2. The method of claim 1, wherein the pitch period is calculated by using a Sum of Magnitude Difference Function (SMDF).

3. The method of claim 1, wherein the pitch period is calculated by using an Average of Magnitude Difference Function (AMDF).

4. The method of claim 1, wherein through the speed-varying algorism some of the speech sections are duplicated to make the speed-varied speech signal longer than the original speech signal when the speed-varying command is to decelerate.

5. The method of claim 1, wherein through the speed-varying algorism some of the speech sections are deleted to make the speed-varied speech signal shorter than the original speech signal when the speed-varying command is to accelerate.
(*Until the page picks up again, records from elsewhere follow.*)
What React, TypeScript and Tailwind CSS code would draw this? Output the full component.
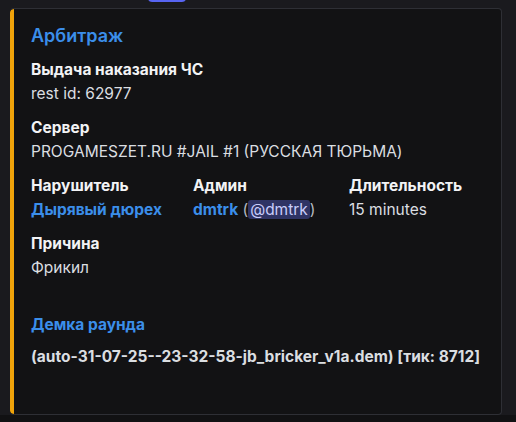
import React from "react"

const Field: React.FC<{ name: string; children: React.ReactNode }> = ({ name, children }) => {
    return (
        <div className="flex flex-col">
            <div className="text-[15.5px] leading-[24px] font-bold text-[#f2f3f5]">{name}</div>
            <div className="text-[15.5px] leading-[24px] text-[#dbdee1]">{children}</div>
        </div>
    )
}

const App: React.FC = () => {
    return (
        <div className="relative w-[516px] h-[422px] bg-[#1a1a1e] overflow-hidden" style={{ fontFamily: 'Inter, "Noto Sans", sans-serif' }}>
            {/* кнопка сверху, обрезана */}
            <div className="absolute left-[148px] top-[-6px] w-[38px] h-[8px] rounded-[4px] bg-[#5865f2]"></div>

            <div className="ml-[10px] mt-[8px] w-[492px] h-[407px] flex rounded-[4px] border border-[#2e2f35] border-l-0 bg-[#121214] overflow-hidden">
                <div className="w-[4px] bg-[#f0a30a] rounded-l-[4px] shrink-0"></div>
                <div className="flex-1 pl-[17px] pt-[14px]">
                    <div className="text-[18px] leading-[26px] font-semibold text-[#3b8eea]">Арбитраж</div>

                    <div className="mt-[9px] flex flex-col gap-[10px]">
                        <Field name="Выдача наказания ЧС">rest id: 62977</Field>
                        <Field name="Сервер">PROGAMESZET.RU #JAIL #1 (РУССКАЯ ТЮРЬМА)</Field>

                        <div className="grid grid-cols-[162px_156px_1fr]">
                            <Field name="Нарушитель">
                                <span className="font-bold text-[#3b8eea]">Дырявый дюрех</span>
                            </Field>
                            <Field name="Админ">
                                <span className="font-bold text-[#3b8eea]">dmtrk</span>
                                <span className="text-[#b5bac1]"> (</span>
                                <span className="px-[2px] rounded-[3px] bg-[#2f3465] text-[#c9cdfb]">@dmtrk</span>
                                <span className="text-[#b5bac1]">)</span>
                            </Field>
                            <Field name="Длительность">15 minutes</Field>
                        </div>

                        <Field name="Причина">Фрикил</Field>
                    </div>

                    <div className="mt-[33px] text-[15.5px] leading-[24px] font-bold text-[#3b8eea]">Демка раунда</div>
                    <div className="mt-[8px] text-[15.5px] leading-[24px] font-bold text-[#dbdee1]">
                        (auto-31-07-25--23-32-58-jb_bricker_v1a.dem) [тик: 8712]
                    </div>
                </div>
            </div>
            <div className="h-[7px] bg-[#111113]"></div>
        </div>
    )
}

export default App
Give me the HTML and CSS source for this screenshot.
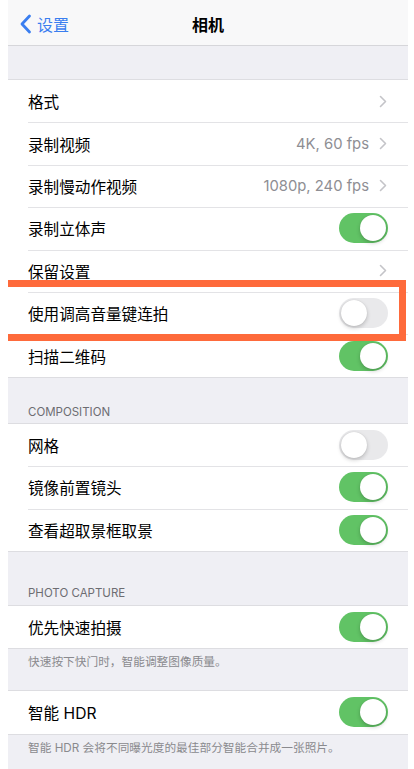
FILE: index.html
```html
<!DOCTYPE html>
<html lang="zh-CN">

<head>
    <meta charset="UTF-8">
    <meta name="viewport" content="width=device-width, initial-scale=1.0">
    <title>相机</title>
    <link rel="stylesheet" href="styles.css">
</head>

<body>
    <div class="screen">
        <!-- Navigation bar -->
        <div class="navbar">
            <div class="back">
                <svg class="back-icon" width="13" height="20" viewBox="0 0 13 20">
                    <path d="M10.5 2 L3 10 L10.5 18" fill="none" stroke="#3a7ef0" stroke-width="2.8"
                        stroke-linecap="round" stroke-linejoin="round" />
                </svg>
                <span>设置</span>
            </div>
            <div class="title">相机</div>
        </div>

        <div class="gap-top"></div>

        <div class="group">
            <div class="row">
                <span class="label">格式</span>
                <span class="chevron"><svg width="8" height="13" viewBox="0 0 8 13"><path d="M1.5 1.5 L6.5 6.5 L1.5 11.5" /></svg></span>
            </div>
            <div class="row">
                <span class="label">录制视频</span>
                <span class="value">4K, 60 fps</span>
                <span class="chevron"><svg width="8" height="13" viewBox="0 0 8 13"><path d="M1.5 1.5 L6.5 6.5 L1.5 11.5" /></svg></span>
            </div>
            <div class="row">
                <span class="label">录制慢动作视频</span>
                <span class="value">1080p, 240 fps</span>
                <span class="chevron"><svg width="8" height="13" viewBox="0 0 8 13"><path d="M1.5 1.5 L6.5 6.5 L1.5 11.5" /></svg></span>
            </div>
            <div class="row">
                <span class="label">录制立体声</span>
                <span class="toggle on"></span>
            </div>
            <div class="row">
                <span class="label">保留设置</span>
                <span class="chevron"><svg width="8" height="13" viewBox="0 0 8 13"><path d="M1.5 1.5 L6.5 6.5 L1.5 11.5" /></svg></span>
            </div>
            <div class="row marked">
                <span class="label">使用调高音量键连拍</span>
                <span class="toggle"></span>
                <div class="highlight"></div>
            </div>
            <div class="row">
                <span class="label">扫描二维码</span>
                <span class="toggle on"></span>
            </div>
        </div>

        <div class="section-header">COMPOSITION</div>
        <div class="group">
            <div class="row">
                <span class="label">网格</span>
                <span class="toggle"></span>
            </div>
            <div class="row">
                <span class="label">镜像前置镜头</span>
                <span class="toggle on"></span>
            </div>
            <div class="row">
                <span class="label">查看超取景框取景</span>
                <span class="toggle on"></span>
            </div>
        </div>

        <div class="section-header tall">PHOTO CAPTURE</div>
        <div class="group">
            <div class="row">
                <span class="label">优先快速拍摄</span>
                <span class="toggle on"></span>
            </div>
        </div>
        <div class="footnote">快速按下快门时，智能调整图像质量。</div>

        <div class="group">
            <div class="row">
                <span class="label">智能 HDR</span>
                <span class="toggle on"></span>
            </div>
        </div>
        <div class="footnote">智能 HDR 会将不同曝光度的最佳部分智能合并成一张照片。</div>
    </div>
</body>

</html>
```

FILE: styles.css
```css
body,
html {
    margin: 0;
    padding: 0;
    background: #fff;
}

body {
    font-family: "Inter", "Noto Sans CJK SC", sans-serif;
    color: #000;
}

.screen {
    width: 400px;
    height: 769px;
    margin-left: 8px;
    background: #efeff4;
    overflow: hidden;
}

/* Navigation bar */
.navbar {
    height: 45px;
    background: #f8f8f9;
    border-bottom: 1px solid #d6d6da;
    display: flex;
    align-items: center;
    justify-content: center;
    position: relative;
}

.back {
    position: absolute;
    left: 11px;
    top: 0;
    height: 100%;
    display: flex;
    align-items: center;
    color: #3a7ef0;
    font-size: 16px;
    padding-top: 2px;
    box-sizing: border-box;
}

.back-icon {
    margin-right: 5px;
}

.title {
    font-size: 16px;
    font-weight: 700;
    padding-top: 2px;
}

.gap-top {
    height: 34px;
}

/* Grouped list */
.group {
    background: #fff;
    border-top: 1px solid #dddde1;
    border-bottom: 1px solid #dddde1;
    margin: -1px 0;
    position: relative;
}

.row {
    height: 42.4px;
    display: flex;
    align-items: center;
    padding: 0 20px 0 20px;
    position: relative;
    box-sizing: border-box;
}

.row+.row::before {
    content: "";
    position: absolute;
    left: 20px;
    right: 0;
    top: 0;
    height: 1px;
    background: #e3e3e6;
}

.label {
    flex: 1;
    font-size: 15.6px;
    letter-spacing: 0;
}

.value {
    font-size: 14.8px;
    color: #8e8e93;
    margin-right: 10px;
}

.chevron {
    display: flex;
    margin-right: 1px;
}

.chevron path {
    fill: none;
    stroke: #c4c4c8;
    stroke-width: 1.6;
    stroke-linecap: round;
    stroke-linejoin: round;
}

/* Switches */
.toggle {
    width: 49px;
    height: 30px;
    border-radius: 15px;
    background: #e9e9eb;
    position: relative;
    flex-shrink: 0;
}

.toggle::after {
    content: "";
    position: absolute;
    top: 2px;
    left: 2px;
    width: 26px;
    height: 26px;
    border-radius: 50%;
    background: #fff;
    box-shadow: 0 2px 4px rgba(0, 0, 0, 0.2), 0 0 1px rgba(0, 0, 0, 0.15);
}

.toggle.on {
    background: #61c365;
}

.toggle.on::after {
    left: 21px;
}

/* Orange outline drawn over the volume-button row */
.highlight {
    position: absolute;
    left: -7px;
    right: 2px;
    top: -12px;
    bottom: -7px;
    border: 7px solid #fe6a3b;
    pointer-events: none;
    z-index: 5;
}

/* Section headers and footers */
.section-header {
    height: 47px;
    box-sizing: border-box;
    display: flex;
    align-items: flex-end;
    padding: 0 20px 5px;
    font-size: 11.5px;
    color: #6d6d72;
    line-height: 14px;
}

.section-header.tall {
    height: 55px;
    padding-bottom: 6px;
}

.footnote {
    height: 43px;
    box-sizing: border-box;
    padding: 7px 20px 0;
    font-size: 11.7px;
    line-height: 14px;
    color: #8a8a8e;
}
```
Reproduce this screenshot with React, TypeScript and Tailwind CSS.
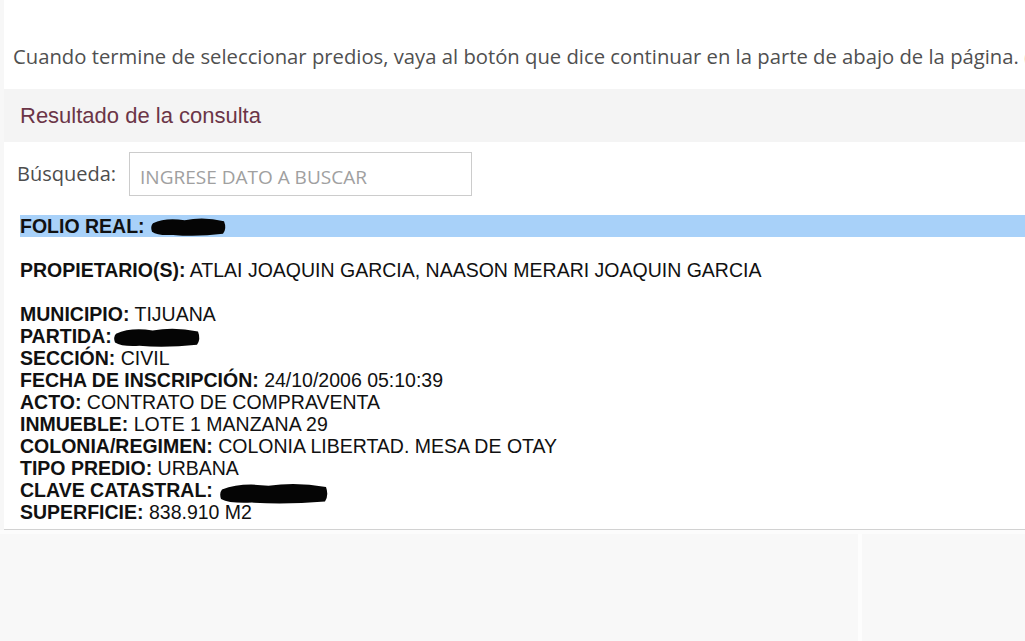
import React from 'react';

const arial = { fontFamily: '"Liberation Sans", Arial, sans-serif' };

// black marker scribble hiding a value
const Blob = ({ w, h, className = '' }: { w: number; h: number; className?: string }) => (
  <svg width={w} height={h} viewBox={`0 0 ${w} ${h}`} className={`inline-block align-middle ${className}`}>
    <path
      d={`M3 ${h * 0.35} Q${w * 0.2} ${h * 0.05} ${w * 0.45} ${h * 0.2} Q${w * 0.7} ${h * 0.02} ${w - 3} ${h * 0.25} Q${w} ${h * 0.6} ${w - 4} ${h * 0.85} Q${w * 0.6} ${h} ${w * 0.3} ${h * 0.9} Q${w * 0.1} ${h * 0.95} 2 ${h * 0.75} Q0 ${h * 0.5} 3 ${h * 0.35} Z`}
      fill="#050505"
    />
  </svg>
);

const Row = ({ label, children }: { label: string; children: React.ReactNode }) => (
  <div className="h-[22px] leading-[22px] whitespace-nowrap">
    <b className="font-bold">{label}</b> {children}
  </div>
);

export default function App() {
  return (
    <div className="w-[1025px] h-[641px] overflow-hidden bg-[#f7f7f7] flex flex-col">
      <div
        className="ml-[4px] h-[89px] bg-white pt-[42px] pl-[9px] text-[20.25px] leading-[28px] text-[#505050] whitespace-nowrap"
        style={{ fontFamily: '"Open Sans", sans-serif' }}
      >
        Cuando termine de seleccionar predios, vaya al botón que dice continuar en la parte de abajo de la página. (
      </div>

      <div className="ml-[4px] h-[53px] bg-[#f4f4f4] pl-[16px] flex items-center text-[22px] text-[#6b3547]" style={arial}>
        Resultado de la consulta
      </div>

      <div className="ml-[4px] bg-white border-b border-[#d2d2d2] pb-[6px]">
        <div className="flex items-center pt-[10px] pl-[13px]" style={{ fontFamily: '"Open Sans", sans-serif' }}>
          <span className="text-[20px] text-[#4d4d4d]">Búsqueda:</span>
          <div className="ml-[13px] w-[343px] h-[44px] border border-[#cccccc] flex items-center pl-[10px] pt-[6px] text-[19px] text-[#a0a0a0]">
            INGRESE DATO A BUSCAR
          </div>
        </div>

        <div className="mt-[19px] ml-[16px] text-[19.5px] text-[#111]" style={arial}>
          <div className="h-[22px] leading-[22px] bg-[#a8d1f9] flex items-center whitespace-nowrap">
            <b>FOLIO REAL:</b>
            <Blob w={77} h={21} className="ml-[5px] mt-[1px]" />
          </div>
          <div className="h-[22px]" />
          <Row label="PROPIETARIO(S):">ATLAI JOAQUIN GARCIA, NAASON MERARI JOAQUIN GARCIA</Row>
          <div className="h-[22px]" />
          <Row label="MUNICIPIO:">TIJUANA</Row>
          <div className="h-[22px] leading-[22px] flex items-center whitespace-nowrap">
            <b>PARTIDA:</b>
            <Blob w={88} h={22} className="ml-[1px] mt-[2px]" />
          </div>
          <Row label="SECCIÓN:">CIVIL</Row>
          <Row label="FECHA DE INSCRIPCIÓN:">24/10/2006 05:10:39</Row>
          <Row label="ACTO:">CONTRATO DE COMPRAVENTA</Row>
          <Row label="INMUEBLE:">LOTE 1 MANZANA 29</Row>
          <Row label="COLONIA/REGIMEN:">COLONIA LIBERTAD. MESA DE OTAY</Row>
          <Row label="TIPO PREDIO:">URBANA</Row>
          <div className="h-[22px] leading-[22px] flex items-center whitespace-nowrap">
            <b>CLAVE CATASTRAL:</b>
            <Blob w={110} h={24} className="ml-[6px] mt-[5px]" />
          </div>
          <Row label="SUPERFICIE:">838.910 M2</Row>
        </div>
      </div>

      <div className="h-[4px] bg-[#fcfcfc]" />
      <div className="flex-1 flex">
        <div className="w-[858px] bg-[#f8f8f8]" />
        <div className="w-[4px] bg-[#fdfdfd]" />
        <div className="flex-1 bg-[#f8f8f8]" />
      </div>
    </div>
  );
}
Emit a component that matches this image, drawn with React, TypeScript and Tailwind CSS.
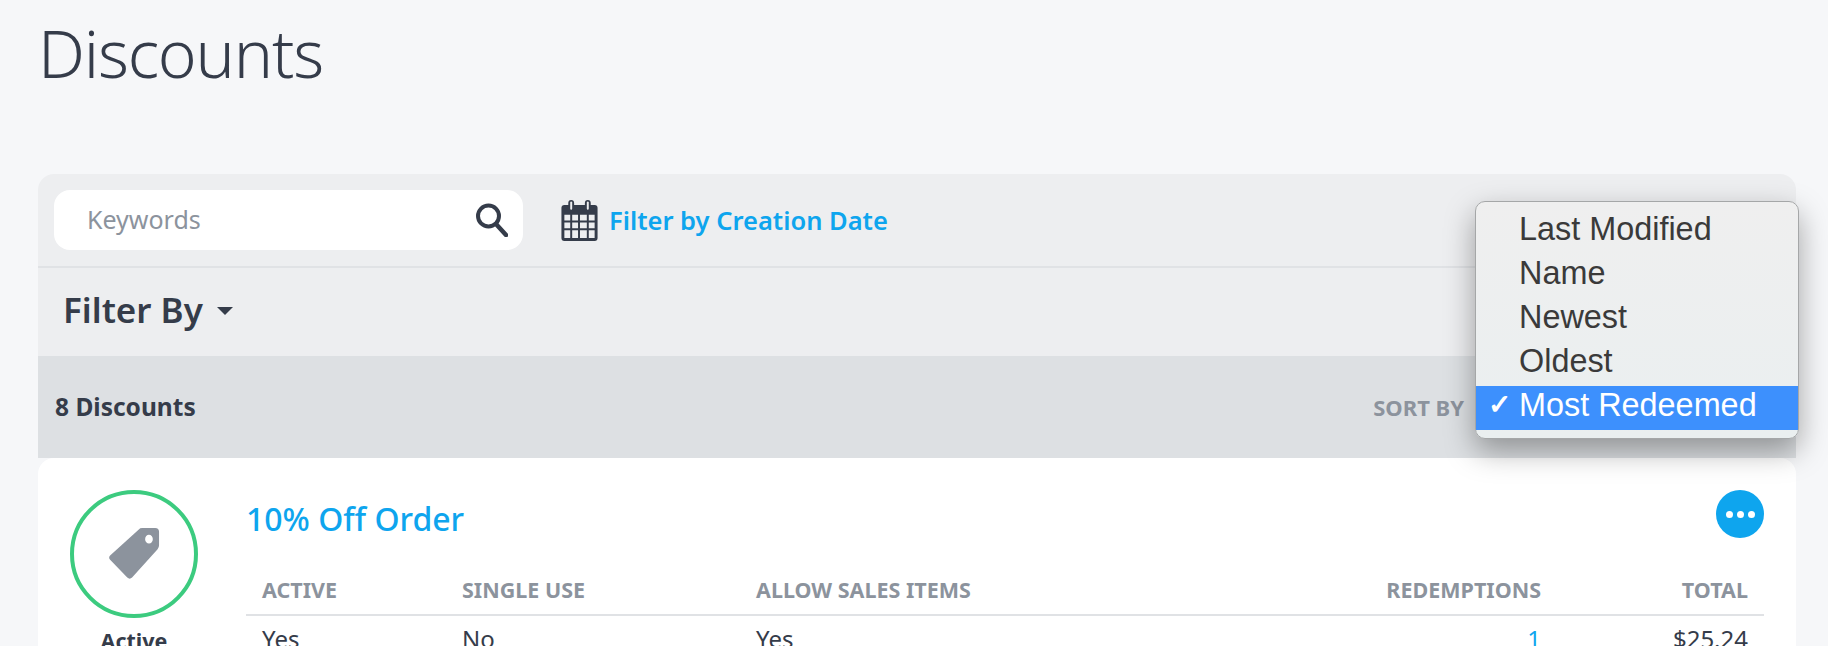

6. The method of claim 1, wherein the speed-varying algorism comprises the steps of:

multiplying each of the speech sections in the original speech signal by a weighting function to obtain a plurality of weighting sections; and

adding up the weighting sections.

7. The method of claim 6, wherein the speed-varying algorism further comprises the step of insetting the add-up weighting section between the speech sections.

8. The method of claim 6, wherein the speed-varying algorism further comprises the step of replacing the speech sections with the add-up weighting sections.

9. The method of claim 6, wherein in each of the search ranges the weighting function is an increasing function when prior to the maximum but a decreasing function when posterior to the maximum.

10. The method of claim 9, wherein the weighting function is a triangular wave function.

11. The method of claim 10, wherein if the speech sections have different sizes, the overlapped portion of the speech sections is multiplied by the weighting function, the unoverlapped portion being not required to be multiplied by the weighting function.